Bhaskar Bhowmick: Startups need to set new expectations and ask for expectations from team members and other stakeholders on aspects of communication, availability, task allocation, and approachability. They will have to ensure daily secured and inspiring discussions with our team, so they don’t feel lost and stay charged-up, especially when it’s new for most people to work alone amid a worldwide uncertainty of a pandemic. Startups must also use disciplined weekly reviews of employee morales and state of mind along with tasks and deadlines.
They also need to communicate how they are simplifying services to make them available online to customers. The focus should be on saving time, cost and effort for customers and analysing how they can feel secure with online transactions with your organization.
Keeping customers informed will reduce insecurity and establish trust with vendors, which will ensure they always stand by you. Startups should use video chats to connect on a deeper level than phone alone. This way, they will gain a better understanding of feelings, expressions, body language, etc, which will build better rapport daily.
Each crisis provides an opportunity to revamp the organization’s strategies, policies and tactics. This plan only evolves with regular review and taking suggestions from each stakeholder.

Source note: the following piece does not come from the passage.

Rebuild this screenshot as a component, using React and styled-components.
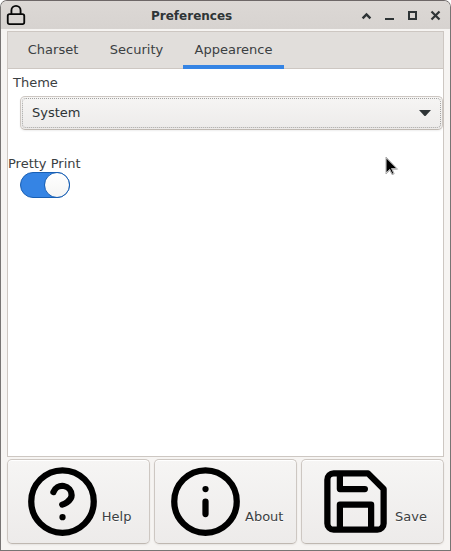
import React from "react";
import styled, { createGlobalStyle } from "styled-components";

const GlobalStyle = createGlobalStyle`
  * { box-sizing: border-box; }
  body { margin: 0; background: #fff; }
`;

const Window = styled.main`
  position: relative;
  display: flex;
  flex-direction: column;
  width: 451px;
  height: 551px;
  overflow: hidden;
  border: 1px solid #777473;
  border-top-color: #6d6767;
  border-radius: 7px 7px 0 0;
  background: #f6f4f2;
  color: #2e3436;
  font: 13px/16px "DejaVu Sans", sans-serif;
`;

const TitleBar = styled.header`
  display: flex;
  align-items: center;
  height: 28px;
  flex: none;
  padding: 0 8px 0 4px;
  background: linear-gradient(#dcd8d5, #d7d3d0);
`;

const LockIcon = styled.svg`
  width: 22px;
  height: 22px;
`;

const Title = styled.h1`
  flex: 1;
  margin: 1px 0 0 124px;
  font-size: 12px;
  line-height: 16px;
  font-weight: bold;
`;

const Controls = styled.div`
  display: flex;
  gap: 9px;
`;

const ControlButton = styled.button`
  width: 14px;
  height: 14px;
  padding: 0;
  border: 0;
  background: none;
  color: #2e3436;

  svg { display: block; }
`;

const Notebook = styled.section`
  width: 437px;
  height: 426px;
  flex: none;
  margin: 2px 0 0 6px;
  border: 1px solid #cdc7c2;
  background: #fff;
`;

const TabList = styled.nav`
  display: flex;
  gap: 8px;
  height: 37px;
  padding-left: 8px;
  background: #e1dedb;
  box-shadow: inset 0 -1px #cdc7c2;
`;

const Tab = styled.button`
  width: ${({ $width }) => $width}px;
  padding: 0 0 2px;
  border: 0;
  background: none;
  color: #3b4042;
  font: inherit;
  box-shadow: ${({ $active }) => ($active ? "inset 0 -4px #3584e4" : "none")};
`;

const Label = styled.div`
  height: 16px;
  margin: ${({ $margin }) => $margin};
  color: #3b4042;
`;

const Select = styled.button`
  display: flex;
  align-items: center;
  justify-content: space-between;
  width: 423px;
  height: 34px;
  margin: 5px 0 0 12px;
  padding: 1px;
  border: 1px solid #cdc7c2;
  border-bottom-color: #bfb8b1;
  border-radius: 5px;
  background: linear-gradient(#f6f5f4, #edebea);
  box-shadow: 0 1px 2px rgba(0, 0, 0, 0.07);
  color: #2e3436;
  font: inherit;
`;

const FocusRing = styled.span`
  display: flex;
  align-items: center;
  justify-content: space-between;
  width: 100%;
  height: 30px;
  padding: 0 8px 0 9px;
  border: 1px dotted #a3a3a1;
  border-radius: 4px;
`;

const SwitchTrack = styled.button`
  display: flex;
  justify-content: flex-end;
  width: 50px;
  height: 26px;
  margin: 0 0 0 12px;
  padding: 0;
  border: 1px solid #185fb4;
  border-radius: 13px;
  background: #3584e4;
`;

const SwitchKnob = styled.span`
  width: 26px;
  height: 26px;
  flex: none;
  margin: -1px -1px 0 0;
  border: 1px solid #185fb4;
  border-radius: 50%;
  background: linear-gradient(#fff, #f5f5f4);
`;

const Actions = styled.footer`
  display: grid;
  grid-template-columns: repeat(3, 143px);
  gap: 4px;
  margin: 2px 0 0 6px;
`;

const ActionButton = styled.button`
  display: flex;
  align-items: flex-start;
  height: 85px;
  padding: 4px 0 0 ${({ $inset }) => $inset}px;
  border: 1px solid #cdc7c2;
  border-bottom-color: #bfb8b1;
  border-radius: 5px;
  background: linear-gradient(#f6f5f4, #edebea);
  box-shadow: 0 1px 2px rgba(0, 0, 0, 0.07), inset 0 1px #fff;
  color: #3b4042;
  font: inherit;
  white-space: nowrap;
`;

const ActionIcon = styled.svg`
  width: 75px;
  height: 75px;
  flex: none;
  color: #000;
`;

const ActionLabel = styled.span`
  margin: 45px 0 0 2px;
  text-shadow: 0 1px rgba(255, 255, 255, 0.75);
`;

const Pointer = styled.svg`
  position: absolute;
  left: 383px;
  top: 154px;
  pointer-events: none;
`;

const strokes = {
  viewBox: "0 0 24 24",
  fill: "none",
  stroke: "currentColor",
  strokeWidth: 2,
  strokeLinecap: "round",
  strokeLinejoin: "round",
};

const tabs = [
  { name: "Charset", width: 74 },
  { name: "Security", width: 77 },
  { name: "Appearence", width: 101, active: true },
];

const actions = [
  {
    name: "Help",
    inset: 16.8,
    icon: (
      <>
        <circle cx="12" cy="12" r="10" />
        <path d="M9.09 9a3 3 0 0 1 5.83 1c0 2-3 3-3 3M12 17h.01" />
      </>
    ),
  },
  {
    name: "About",
    inset: 13,
    icon: (
      <>
        <circle cx="12" cy="12" r="10" />
        <path d="M12 16v-4M12 8h.01" />
      </>
    ),
  },
  {
    name: "Save",
    inset: 16,
    icon: (
      <path d="M19 21H5a2 2 0 0 1-2-2V5a2 2 0 0 1 2-2h11l5 5v11a2 2 0 0 1-2 2zM17 21v-8H7v8M7 3v5h8" />
    ),
  },
];

const controls = [
  { name: "Shade", icon: <path d="m3.6 10.3 3.9-3.9 3.9 3.9" strokeWidth="2.4" /> },
  { name: "Minimize", icon: <path d="M3 11h9" strokeWidth="2" /> },
  { name: "Maximize", icon: <path d="M4 4h7v7H4z" strokeWidth="2" /> },
  { name: "Close", icon: <path d="m3.5 3.5 8 8m0-8-8 8" strokeWidth="2.2" /> },
];

export default function App() {
  return (
    <>
      <GlobalStyle />
      <Window>
        <TitleBar>
          <LockIcon {...strokes} stroke="#080808">
            <rect x="3" y="11" width="18" height="11" rx="2" />
            <path d="M7 11V7a5 5 0 0 1 10 0v4" />
          </LockIcon>
          <Title>Preferences</Title>
          <Controls>
            {controls.map(({ name, icon }) => (
              <ControlButton key={name} aria-label={name}>
                <svg width="14" height="14" fill="none" stroke="currentColor">{icon}</svg>
              </ControlButton>
            ))}
          </Controls>
        </TitleBar>
        <Notebook>
          <TabList>
            {tabs.map(({ name, width, active }) => (
              <Tab key={name} $width={width} $active={active}>{name}</Tab>
            ))}
          </TabList>
          <Label $margin="6px 0 0 5px">Theme</Label>
          <Select aria-label="Theme">
            <FocusRing>
              <span>System</span>
              <svg width="14" height="8"><path d="M1 1h12L7.5 7h-1z" fill="#2e3436" /></svg>
            </FocusRing>
          </Select>
          <Label $margin="26px 0 0">Pretty Print</Label>
          <SwitchTrack role="switch" aria-checked="true" aria-label="Pretty Print">
            <SwitchKnob />
          </SwitchTrack>
        </Notebook>
        <Actions>
          {actions.map(({ name, inset, icon }) => (
            <ActionButton key={name} $inset={inset}>
              <ActionIcon {...strokes}>{icon}</ActionIcon>
              <ActionLabel>{name}</ActionLabel>
            </ActionButton>
          ))}
        </Actions>
        <Pointer width="17" height="23" aria-hidden="true">
          <path d="M2 2v17l3.8-3.7 2.3 4.4 2.1-.9-2-4.6H13.5z" fill="#fff" stroke="#a9a9a9" strokeWidth="1" />
          <path d="M2.5 3.5v13.7l3.4-3.3 2.5 4.8.9-.5-2.2-5h5z" fill="#000" />
        </Pointer>
      </Window>
    </>
  );
}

Prof Bhowmick is presently working as Faculty in Rajendra Mishra School of Engineering Entrepreneurship, IIT Kharagpur. He teaches Strategy, TechnoEntrepreneurship, and Business Models. He is visiting other intuitions like XLRI Jamshedpur, IMI, Kolkata, and IIM Raipur. He has published in many noted international journals, presented papers in international conferences and contributed to book chapters. He is also handling few important projects for incubation and funding of Government of India at IIT Kharagpur. Prof. Bhowmick has completed Fellow from Indian Institute of Management, Ahmedabad (IIMA) in Business Policy area in2012. He is also an alumnus of Indian Institute of Management, Calcutta (IIMC) and got certificate for Program for Development of Strategic Skills in 2006. He has completed his management degree (MBA) from University of Burdwan in 1992. Prof Bhowmick has completed his bachelor degree with Physics (Hons) from Calcutta University in 1989.

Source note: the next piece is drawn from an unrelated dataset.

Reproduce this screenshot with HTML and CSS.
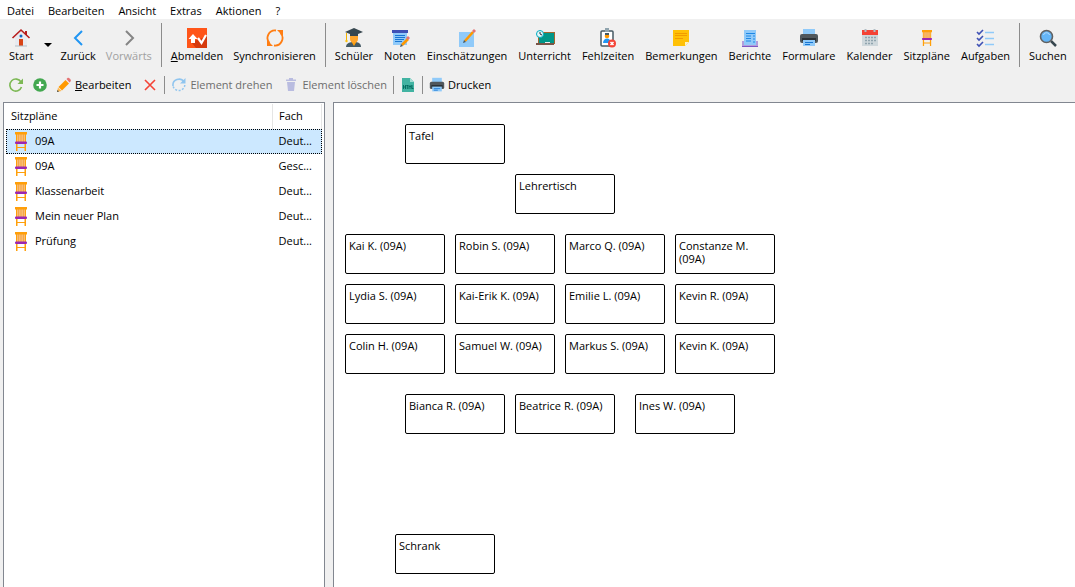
FILE: index.html
```html
<!DOCTYPE html>
<html lang="de">
<head>
<meta charset="utf-8">
<title>Sitzpläne</title>
<link rel="stylesheet" href="styles.css">
</head>
<body>
<svg class="defs" aria-hidden="true">
  <symbol id="chair" viewBox="0 0 20 20">
    <path fill="#f9bd72" d="M5.500 3h9v8h-9z"/>
    <path stroke="#f5a54a" d="M7.500 3v8M10 3v8M12.500 3v8"/>
    <path fill="#ff9f0a" d="M4 1h12v2.500H4zM5 3h1v8H5zM14 3h1v8h-1zM5 13h1.500v7H5zM13.500 13H15v7h-1.500zM6 16h8v1H6z"/>
    <rect x="4" y="10.500" width="12" height="2.500" rx="1" fill="#9c27b0"/>
  </symbol>
  <symbol id="printer" viewBox="0 0 20 20">
    <path fill="#90caf9" d="M4 1h12v6H4z"/>
    <rect x="1" y="6" width="18" height="9" rx="2" fill="#50575c"/>
    <path fill="#2b3238" d="M3 10h14v3H3z"/>
    <path fill="#90caf9" d="M4 12h12v6H4z"/>
    <path stroke="#1976d2" d="M6 14.500h8M6 16.500h5"/>
  </symbol>
</svg>

<nav class="menubar">
  <button>Datei</button><button>Bearbeiten</button><button>Ansicht</button><button>Extras</button><button>Aktionen</button><button>?</button>
</nav>

<div class="toolbar" role="toolbar">
  <button class="tool">
    <svg viewBox="0 0 20 20"><path fill="#e8eaf0" d="M4 9l6-6 6 6v9H4z"/><path fill="#b71c1c" d="M14 3h2v4h-2z"/><path fill="none" stroke="#b71c1c" stroke-width="1.600" d="M1.500 10L10 2l8.500 8"/><path fill="#d84315" d="M8 11h4v7H8z"/><circle cx="10" cy="8" r="1.500" fill="#1565c0"/><path stroke="#b0bec5" d="M4 18h12"/></svg>
    <span>Start</span>
  </button>
  <button class="drop" aria-label="Startmenü"><svg viewBox="0 0 8 4"><path d="M0 0h8L4 4z"/></svg></button>
  <button class="tool">
    <svg viewBox="0 0 20 20"><path fill="none" stroke="#2196f3" stroke-width="2" d="M14 3l-7 7 7 7"/></svg>
    <span>Zurück</span>
  </button>
  <button class="tool" disabled>
    <svg viewBox="0 0 20 20"><path fill="none" stroke="#858585" stroke-width="2" d="M7 3l7 7-7 7"/></svg>
    <span>Vorwärts</span>
  </button>
  <span class="sep"></span>
  <button class="tool">
    <svg viewBox="0 0 20 20"><path fill="#ff5519" d="M0 0h20v20H0z"/><path fill="#d63a0d" d="M4 14l9-3 7-3v12H9z"/><path fill="#fff" d="M1.500 11l4.500-5 4.500 5H8v4H4v-4z"/><path fill="none" stroke="#fff" stroke-width="2.200" d="M11 10l3.500 5L19 7"/></svg>
    <span><u>A</u>bmelden</span>
  </button>
  <button class="tool">
    <svg viewBox="0 0 20 20"><path fill="none" stroke="#ff7d12" stroke-width="1.800" d="M11 2.500A7.500 7.500 0 0 0 4.500 15M9 17.500A7.500 7.500 0 0 0 15.500 5"/><path fill="#ff7d12" d="M12 2h6v6zM8 18H2v-6z" transform="matrix(1 0 0 1 0 0)"/></svg>
    <span>Synchronisieren</span>
  </button>
  <span class="sep"></span>
  <div class="group">
  <button class="tool">
    <svg viewBox="0 0 20 20"><path fill="#455a64" d="M2 19c0-4 4-5 8-5s7 1 7 5z"/><path fill="#ff9f0a" d="M7 13h6l-3 5z"/><path fill="#ffa52b" d="M6 6h8v5c0 5-8 5-8 0z"/><path fill="#37474f" d="M10 0l9 4-5 2v2H6V6L1 4z"/><path fill="none" stroke="#f4b400" d="M2.500 5v8"/><circle cx="2.500" cy="13" r="1.200" fill="#ffc107"/></svg>
    <span>Schüler</span>
  </button>
  <button class="tool">
    <svg viewBox="0 0 20 20"><path fill="#90caf9" d="M3 2h14v15H3z"/><path fill="#3f51b5" d="M2 2h16v3H2z"/><path stroke="#1976d2" d="M5 7.500h10M5 9.500h10M5 11.500h9M5 13.500h7"/><path stroke="#ff9800" stroke-width="2.600" d="M12 17l6-6"/><path fill="#e57373" d="M16 10l2-2 2 2-2 2z"/><path fill="#455a64" d="M10 19l1-3 2 2z"/></svg>
    <span>Noten</span>
  </button>
  <button class="tool">
    <svg viewBox="0 0 20 20"><path fill="#90caf9" d="M2 4h15v15H2z"/><path stroke="#ff9800" stroke-width="2.600" d="M8 13l8-9"/><path fill="#e57373" d="M15 3l2-2 2 2-2 2z"/><path fill="#455a64" d="M6 15l1-3 2 2z"/></svg>
    <span>Einschätzungen</span>
  </button>
  <button class="tool">
    <svg viewBox="0 0 20 20"><path fill="#a1662f" d="M3 4h17v12H3z"/><path fill="#009688" d="M4 5h15v10H4z"/><path fill="#795548" d="M1 15h18v2H1z"/><circle cx="5" cy="6" r="3.500" fill="#e0f7fa" stroke="#00acc1"/><path fill="none" stroke="#263238" d="M5 4v2l2 1"/><path fill="#eceff1" d="M10 14h5v1h-5z"/></svg>
    <span>Unterricht</span>
  </button>
  <button class="tool">
    <svg viewBox="0 0 20 20"><rect x="3" y="3" width="12" height="15" rx="1" fill="#fff" stroke="#455a64" stroke-width="1.500"/><path fill="#90a4ae" d="M7 0h4v4H7z"/><circle cx="9" cy="8" r="2.300" fill="#ff9800"/><path fill="#455a64" d="M7 5h4v2H7z"/><path fill="#2196f3" d="M5 15c0-6 8-6 8 0z"/><circle cx="14" cy="15.500" r="4" fill="#f44336"/><path stroke="#fff" stroke-width="1.500" d="M12.500 14l3 3M15.500 14l-3 3"/></svg>
    <span>Fehlzeiten</span>
  </button>
  <button class="tool">
    <svg viewBox="0 0 20 20"><path fill="#ffc107" d="M2 2h16v12l-4 4H2z"/><path fill="#fff3c4" d="M18 14l-4 4v-4z"/><path stroke="#f29b00" d="M4 5.500h12M4 7.500h12M4 10.500h8"/></svg>
    <span>Bemerkungen</span>
  </button>
  <button class="tool">
    <svg viewBox="0 0 20 20"><path fill="#b39ddb" d="M2 13h16v6H2z"/><path fill="#90caf9" d="M4 2h12v15H4z"/><path stroke="#1e88e5" stroke-width="1.200" d="M6 5.500h9M6 8h5M6 10.500h5M6 13h5M13 8h2M13 11h2M13 14h2"/><path fill="#7e57c2" d="M2 18h16v1H2z"/></svg>
    <span>Berichte</span>
  </button>
  <button class="tool"><svg><use href="#printer"/></svg><span>Formulare</span></button>
  <button class="tool">
    <svg viewBox="0 0 20 20"><path fill="#cfd8dc" d="M2 5h16v13H2z"/><path fill="#f44336" d="M2 2h16v5H2z"/><path stroke="#b0bec5" stroke-width="2" d="M5.500 1v3M14.500 1v3"/><path stroke="#90a4ae" stroke-width="1.500" stroke-dasharray="2 1" d="M5 9.500h11M5 12.500h11M5 15.500h8"/></svg>
    <span>Kalender</span>
  </button>
  <button class="tool"><svg viewBox="-2 -1 24 23"><use href="#chair" width="20" height="20"/></svg><span>Sitzpläne</span></button>
  <button class="tool">
    <svg viewBox="0 0 20 20"><path fill="none" stroke="#3f51b5" stroke-width="1.600" d="M2 4l2 2 4-4M2 10l2 2 4-4M2 16l2 2 4-4"/><path stroke="#90caf9" stroke-width="1.600" d="M10 4.500h9M10 10.500h9M10 16.500h9"/></svg>
    <span>Aufgaben</span>
  </button>
  </div>
  <span class="sep"></span>
  <button class="tool">
    <svg viewBox="0 0 20 20"><path stroke="#37474f" stroke-width="2.500" d="M13 13l5 5"/><circle cx="8.500" cy="8.500" r="6" fill="#64b5f6" stroke="#616161" stroke-width="1.600"/><path fill="none" stroke="#bbdefb" d="M5.500 7c1-3 5-3 6 0"/></svg>
    <span>Suchen</span>
  </button>
</div>

<div class="actions" role="toolbar">
  <button class="act" aria-label="Aktualisieren"><svg viewBox="0 0 16 16"><path fill="none" stroke="#7cb854" stroke-width="1.600" d="M13 5a6 6 0 1 0 .500 5"/><path fill="#7cb854" d="M15 1.500V7H9.500z"/></svg></button>
  <button class="act" aria-label="Hinzufügen"><svg viewBox="0 0 16 16"><circle cx="8" cy="8" r="6.800" fill="#43a850"/><path stroke="#fff" stroke-width="2.200" d="M8 4.500v7M4.500 8h7"/></svg></button>
  <button class="act wide"><svg viewBox="0 0 16 16"><path fill="#ff9800" d="M2.500 10l7-7 3.500 3.500-7 7z"/><path fill="#e57373" d="M10.500 2l1-1c1-1 4.500 2 3 3.500l-1 1z"/><path fill="#ffb74d" d="M2 10.500L5.500 14 1 15z"/><path fill="#37474f" d="M1.500 13L3 14.500 1 15z"/></svg><span><u>B</u>earbeiten</span></button>
  <button class="act" aria-label="Löschen"><svg viewBox="0 0 16 16"><path stroke="#f44336" stroke-width="1.600" d="M3 3l10 10M13 3L3 13"/></svg></button>
  <span class="sep"></span>
  <button class="act wide" disabled><svg viewBox="0 0 16 16"><path fill="none" stroke="#90c5ef" stroke-width="1.600" d="M2 9A6 6 0 0 1 13 5"/><path fill="none" stroke="#90c5ef" stroke-width="1.500" stroke-dasharray="2 1.500" d="M13.800 8A6 6 0 0 1 2 9"/><path fill="#90c5ef" d="M14.500 1v5.500H9z"/></svg><span>Element drehen</span></button>
  <button class="act" disabled><svg viewBox="0 0 16 16"><path fill="#b9bce0" d="M4 5h8l-1 9H5zM3 2.500h3V1h4v1.500h3V4H3z"/></svg><span>Element löschen</span></button>
  <span class="sep"></span>
  <button class="act" aria-label="HTML-Export"><svg viewBox="0 0 16 16"><path fill="#42b3a2" d="M2 1h8l4 4v10H2z"/><path fill="#a5ded5" d="M10 1l4 4h-4z"/><path stroke="#00695c" stroke-width=".9" fill="none" d="M3.500 8v4M5.500 8v4M3.500 10h2M6.300 8.500h2M7.300 8.500V12M9 12V8.500l1 1.500 1-1.500V12M12 8v3.500h1.500"/></svg></button>
  <span class="sep"></span>
  <button class="act"><svg><use href="#printer"/></svg><span>Drucken</span></button>
</div>

<main class="content">
  <section class="panel plans">
    <table>
      <thead><tr><th>Sitzpläne</th><th class="subject">Fach</th></tr></thead>
      <tbody>
        <tr class="selected"><td><span class="plan"><svg><use href="#chair"/></svg>09A</span></td><td>Deut...</td></tr>
        <tr><td><span class="plan"><svg><use href="#chair"/></svg>09A</span></td><td>Gesc...</td></tr>
        <tr><td><span class="plan"><svg><use href="#chair"/></svg>Klassenarbeit</span></td><td>Deut...</td></tr>
        <tr><td><span class="plan"><svg><use href="#chair"/></svg>Mein neuer Plan</span></td><td>Deut...</td></tr>
        <tr><td><span class="plan"><svg><use href="#chair"/></svg>Prüfung</span></td><td>Deut...</td></tr>
      </tbody>
    </table>
  </section>
  <section class="panel room">
    <div class="seat" style="left:71px;top:21px">Tafel</div>
    <div class="seat" style="left:181px;top:71px">Lehrertisch</div>
    <div class="seat" style="left:11px;top:131px">Kai K. (09A)</div>
    <div class="seat" style="left:121px;top:131px">Robin S. (09A)</div>
    <div class="seat" style="left:231px;top:131px">Marco Q. (09A)</div>
    <div class="seat" style="left:341px;top:131px">Constanze M. (09A)</div>
    <div class="seat" style="left:11px;top:181px">Lydia S. (09A)</div>
    <div class="seat" style="left:121px;top:181px">Kai-Erik K. (09A)</div>
    <div class="seat" style="left:231px;top:181px">Emilie L. (09A)</div>
    <div class="seat" style="left:341px;top:181px">Kevin R. (09A)</div>
    <div class="seat" style="left:11px;top:231px">Colin H. (09A)</div>
    <div class="seat" style="left:121px;top:231px">Samuel W. (09A)</div>
    <div class="seat" style="left:231px;top:231px">Markus S. (09A)</div>
    <div class="seat" style="left:341px;top:231px">Kevin K. (09A)</div>
    <div class="seat" style="left:71px;top:291px">Bianca R. (09A)</div>
    <div class="seat" style="left:181px;top:291px">Beatrice R. (09A)</div>
    <div class="seat" style="left:301px;top:291px">Ines W. (09A)</div>
    <div class="seat" style="left:61px;top:431px">Schrank</div>
  </section>
</main>
</body>
</html>
```
FILE: styles.css
```css
* { box-sizing: border-box; }

body {
  margin: 0;
  height: 100vh;
  display: flex;
  flex-direction: column;
  overflow: hidden;
  background: #f0f0f0;
  color: #000;
  font: 11px/16px "Open Sans", "Noto Sans", sans-serif;
}

button {
  border: 0;
  padding: 0;
  background: none;
  color: inherit;
  font: inherit;
  white-space: nowrap;
}

.defs { position: absolute; width: 0; height: 0; }

.menubar {
  display: flex;
  gap: 14px;
  height: 19px;
  padding: 2px 7px 0;
  background: #fff;
}

.menubar button { height: 17px; }

.toolbar {
  display: flex;
  align-items: flex-start;
  height: 54px;
  padding: 4px 4px 0;
}

.group { display: flex; gap: 1px; }

.tool {
  display: flex;
  flex-direction: column;
  align-items: center;
  padding: 5px 5px 0;
}

.tool svg { width: 20px; height: 20px; }
.tool:disabled { color: #a0a0a0; }

.drop { padding: 20px 3px 0 6px; }
.drop svg { display: block; width: 8px; height: 4px; }

.sep {
  flex: none;
  width: 1px;
  height: 44px;
  margin: 0 4px;
  background: #8c8c8c;
}

.actions {
  display: flex;
  align-items: center;
  height: 23px;
  padding: 0 4px;
}

.act { display: flex; align-items: center; gap: 3px; padding: 0 4px; }
.act.wide { padding-right: 7px; }
.act svg { width: 16px; height: 16px; }
.act:disabled { color: #6d6d6d; }
.actions .sep { height: 18px; margin: 0 2px; }

.content {
  flex: 1;
  display: flex;
  gap: 8px;
  min-height: 0;
  padding: 6px 0 0 3px;
}

.panel {
  border: 1px solid #828790;
  border-bottom: 0;
  background: #fff;
}

.plans { flex: none; width: 322px; padding: 1px 2px; }

.plans table {
  width: 100%;
  table-layout: fixed;
  border-collapse: collapse;
}

.plans th, .plans td {
  height: 25px;
  padding: 0 6px 2px;
  text-align: left;
  font-weight: 400;
}

.plans th:first-child, .plans td:first-child { padding-left: 5px; }
.plans th { border-right: 1px solid #e5e5e5; }
.plans .subject { width: 49px; }

.selected {
  background: #cce8ff;
  outline: 1px dotted #000;
  outline-offset: -1px;
}

.plan { display: flex; align-items: center; gap: 4px; }
.plan svg { width: 20px; height: 20px; }

.room { position: relative; flex: 1; border-right: 0; }

.seat {
  position: absolute;
  width: 100px;
  height: 40px;
  padding: 4px 3px;
  border: 1px solid #000;
  border-radius: 2px;
  line-height: 13px;
}
```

Prof. Bhowmick has industry experience of working 13 years in the industry for product development, marketing, and managing businesses. He has experience of entrepreneurship in launching small units within the multinational company folders. He has initiated launching personal care product division of Parle Products limited. He initiated establishing the business of synthetic threads of Lohia Group. He launched the consumer division of United Phosphorous limited in eastern India. In dealing with five companies during those years he has experienced independently handling distribution channels, managing regional offices, and recruitment of people.